San Mateo-At a Board of Trustees meeting on Wednesday November 14 2012, the San Mateo Community College District, which operates 3 community colleges (Skyline College, Canada College and the College of San Mateo), discussed the fate of the noncommercial television license they have owned since 1964 – KCSM TV. KCSM’s signal reaches 10 Bay Area counties and is broadcast on 60 municipal cable systems throughout the Bay Area.

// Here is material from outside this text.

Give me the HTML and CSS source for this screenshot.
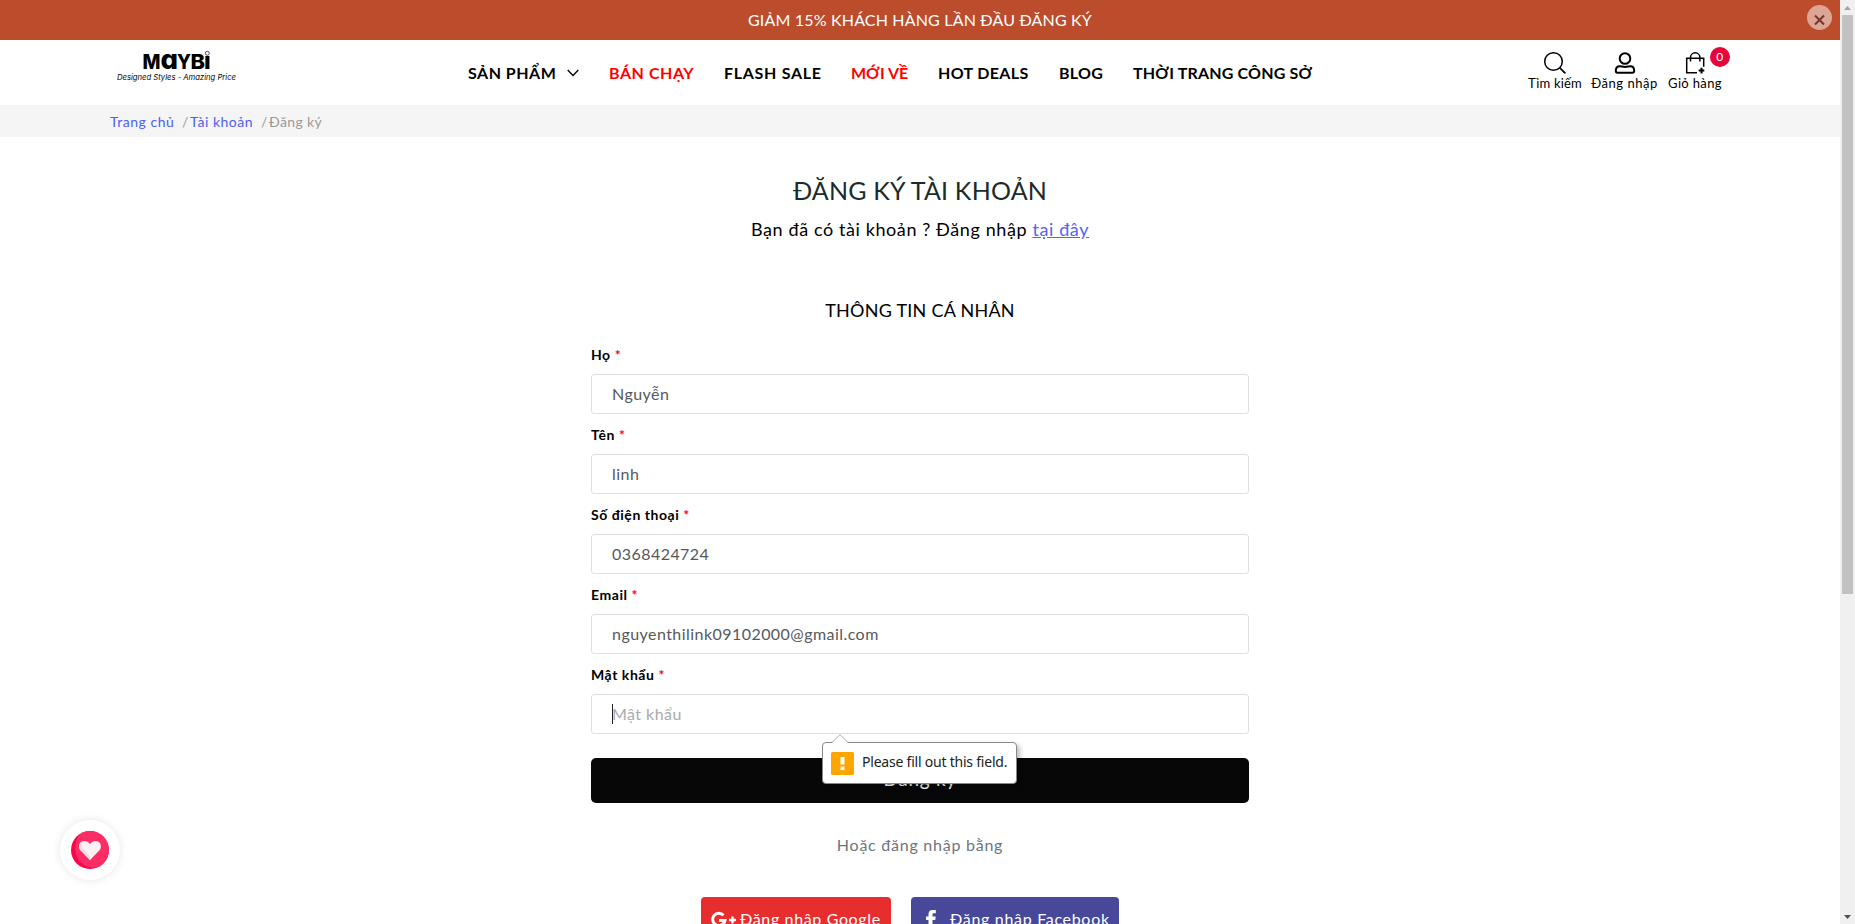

A request for proposals at the end of 2011 attracted six bidders, but at the end of October, the Board of Trustees formally rejected all the bidders, stating the two top bidders were unable to complete a sale. According to the District, FM Media, a division of the public media brokers Public Radio Capital, were unable to secure financing and San Mateo Community Television, an affiliate of Independent Public Media, a initiative to revitalize public media spearheaded by Free Speech TV co-founder John Schwartz, were unable to meet local control requirements.
Bay Area community media advocates Media Alliance filed a public records request in April 2012 and after a six month delay, secured the bid documents for public review. They are available on the Media Alliance website.
The Trustees reviewed a presentation on a possible spectrum auction by the Federal Communications Commission, a process that is entering a rule making process. The auction would repurpose broadcast spectrum and auction off unneeded spectrum to wireless companies. Broadcasters have excess spectrum after the transition from analog to digital broadcasting.
The Community College Board proposed auctioning off all the station’s spectrum to wireless companies and issued an RFP searching for a for-profit partner to subsidize the station’s operating costs in full for the period leading up to the possible auction (anywhere from 18 months to 4+ years) and then split the proceeds after the station was shut down.
Media Alliance Executive Director Tracy Rosenberg expressed distress over the District speculating on non-commercial assets. She comments “This license was given to the College of San Mateo in 1964 – at no cost – in order to operate a public service. That is the purpose. We should find a way for that purpose to continue”.
Rosenberg added that a review of the bid documents left her with some questions as to why the District refused the bid from San Mateo Community Television for $5.8 million dollars.